MOU Extension to facilitate legal execution of Call Option Exclusivity Agreement.

EQTEC plc (AIM: EQT), a world-leading gasification technology solutions company for waste-to-energy projects, is pleased to announce that the Parties have agreed to extend the exclusivity period of the Billingham MOU until 18 December 2020.

On 8 May 2019, the Company entered into a conditional Memorandum of Understanding (the “Billingham MOU”) with Scott Bros. Enterprises Limited (“Scott Bros”) (together, with EQTEC, the “Parties”) to jointly develop the proposed up to 25 MWe Billingham Energy waste gasification and power plant in Haverton Hill, Billingham, UK (the “Project”). The Billingham MOU has been the subject of previous extensions, as announced by the Company on 23 October 2019, 23 June 2020 and 18 September 2020.

Subsequent to the extension announced in September 2020, the Parties acknowledge that the legal execution of the Option Agreement (the “Agreement”) is at an advanced stage, with the majority of the commercial material terms agreed. The Parties agree to use all reasonable endeavours to finalise legal execution of the Agreement no later than 18 December 2020.

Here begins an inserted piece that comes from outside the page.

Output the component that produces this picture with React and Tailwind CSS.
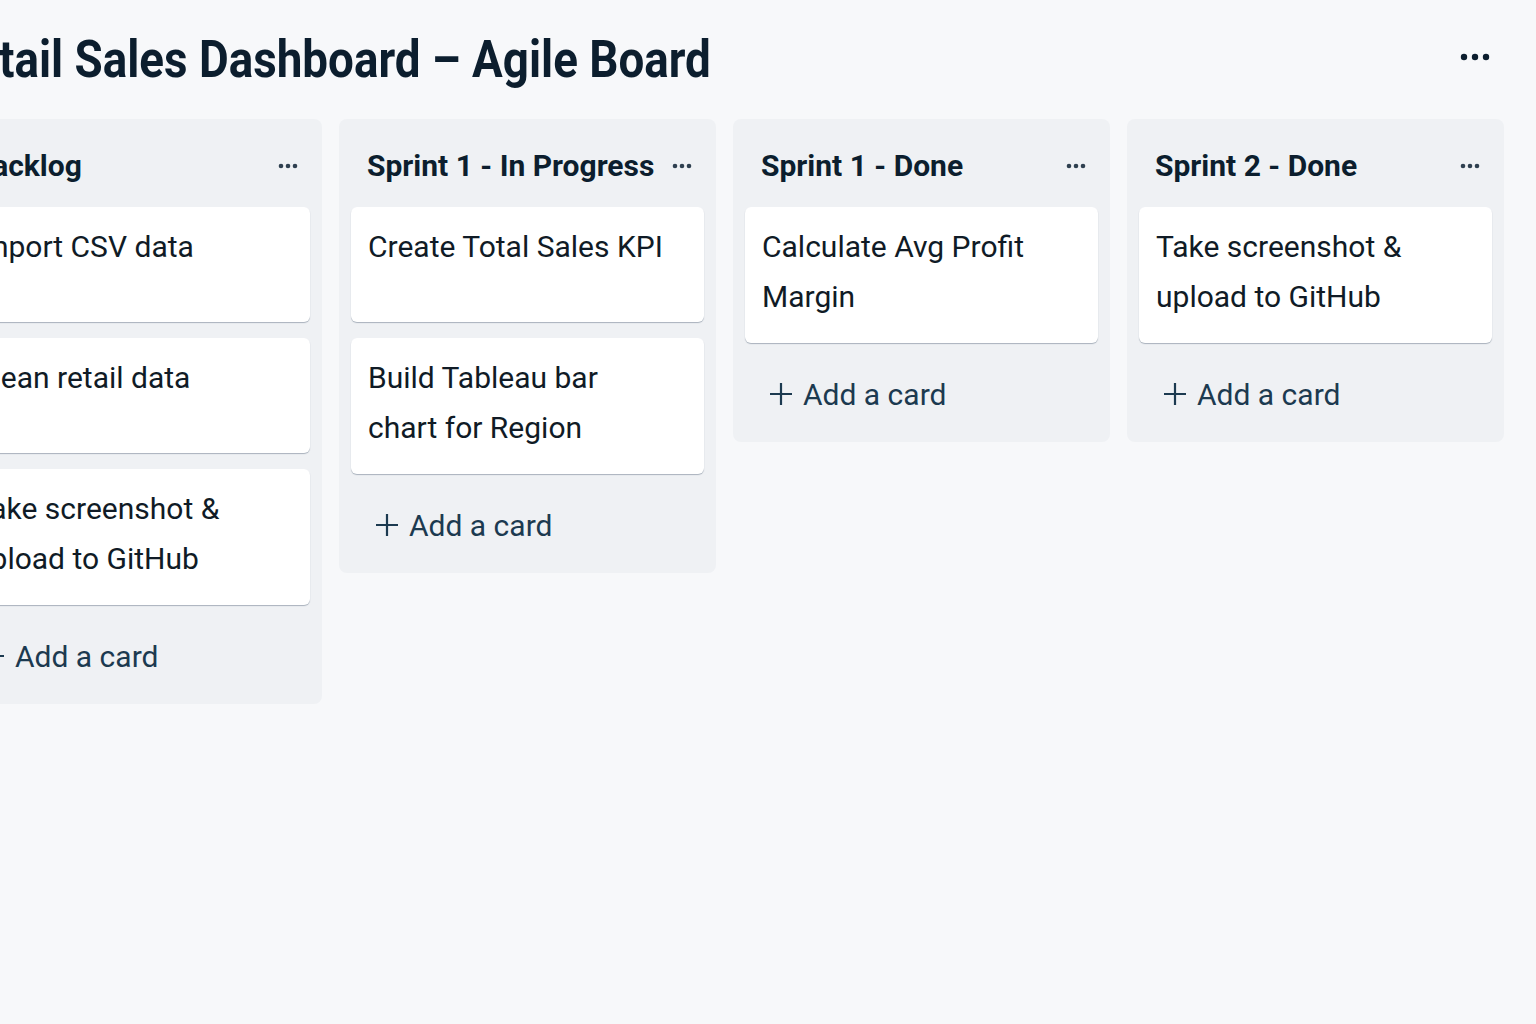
const columns = [
  { title: 'Backlog', cards: ['Import CSV data', 'Clean retail data', 'Take screenshot &\nupload to GitHub'] },
  { title: 'Sprint 1 - In Progress', cards: ['Create Total Sales KPI', 'Build Tableau bar\nchart for Region'] },
  { title: 'Sprint 1 - Done', cards: ['Calculate Avg Profit\nMargin'] },
  { title: 'Sprint 2 - Done', cards: ['Take screenshot &\nupload to GitHub'] },
]

const Dots = ({ big }) =>
  big ? (
    <svg width="30" height="8" viewBox="0 0 30 8" className="text-[#0c1e2e]">
      <circle cx="4" cy="4" r="3.2" fill="currentColor" />
      <circle cx="15" cy="4" r="3.2" fill="currentColor" />
      <circle cx="26" cy="4" r="3.2" fill="currentColor" />
    </svg>
  ) : (
    <svg width="20" height="6" viewBox="0 0 20 6" className="text-[#2f4050]">
      <circle cx="3" cy="3" r="2.3" fill="currentColor" />
      <circle cx="10" cy="3" r="2.3" fill="currentColor" />
      <circle cx="17" cy="3" r="2.3" fill="currentColor" />
    </svg>
  )

const PlusIcon = () => (
  <svg width="24" height="24" viewBox="0 0 24 24" fill="none" stroke="currentColor" strokeWidth="2.2">
    <path d="M12 1v22M1 12h22" />
  </svg>
)

const Column = ({ title, cards }) => (
  <div className="w-[377px] shrink-0 rounded-lg bg-[#eff1f4] px-3 pb-[30px]">
    <div className="flex h-[88px] items-center justify-between pl-4 pr-3 pt-[5px]">
      <h2 className="text-[30px] font-bold leading-none text-[#0c1e2e]">{title}</h2>
      <Dots />
    </div>

    <div className="flex flex-col gap-4">
      {cards.map((card, i) => (
        <div
          key={i}
          className="min-h-[115px] whitespace-pre-line rounded-md bg-white pb-[21px] pl-[17px] pr-4 pt-[15px] text-[30px] leading-[50px] text-[#101b26] shadow-[0_1px_1px_rgba(40,60,85,0.35)]"
        >
          {card}
        </div>
      ))}
    </div>

    <button className="mt-[33px] flex h-9 items-center gap-[10px] pl-6 text-[30px] text-[#1c3a50]">
      <PlusIcon />
      Add a card
    </button>
  </div>
)

export default function App() {
  return (
    <div className="min-h-screen overflow-hidden bg-[#f7f8fa] font-['Roboto',sans-serif]">
      <div className="ml-[-55px] flex flex-col">
        <header className="flex h-[119px] items-center justify-between pr-[46px]">
          <h1 className="origin-left scale-x-[0.88] whitespace-nowrap text-[52px] font-bold leading-none text-[#0c1e2e]">
            Retail Sales Dashboard – Agile Board
          </h1>
          <div className="mb-[6px]">
            <Dots big />
          </div>
        </header>

        <div className="flex items-start gap-[17px]">
          {columns.map((col) => (
            <Column key={col.title} {...col} />
          ))}
        </div>
      </div>
    </div>
  )
}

The Company has progressed the proposed development of the Project, including inter alia: discussions with potential co-developers and funders; instructed and received a full quotation for the grid connection from the grid operator, Nothern Powergrid; and completed technical due diligence with insurance providers.

The extension of the exclusivity period announced herein is with the aim of finalising the execution of a legally binding option agreement with Scott Bros which, if agreed, will grant EQTEC and its partners the right, but not the obligation, to purchase the entire issued share capital of Billingham EFW Limited, the Project SPV, from Scott Bros, subject to agreement on consideration and other terms.

This announcement contains inside information as defined in Article 7 of the EU Market Abuse Regulation No 596/2014 and has been announced in accordance with the Company’s obligations under Article 17 of that Regulation.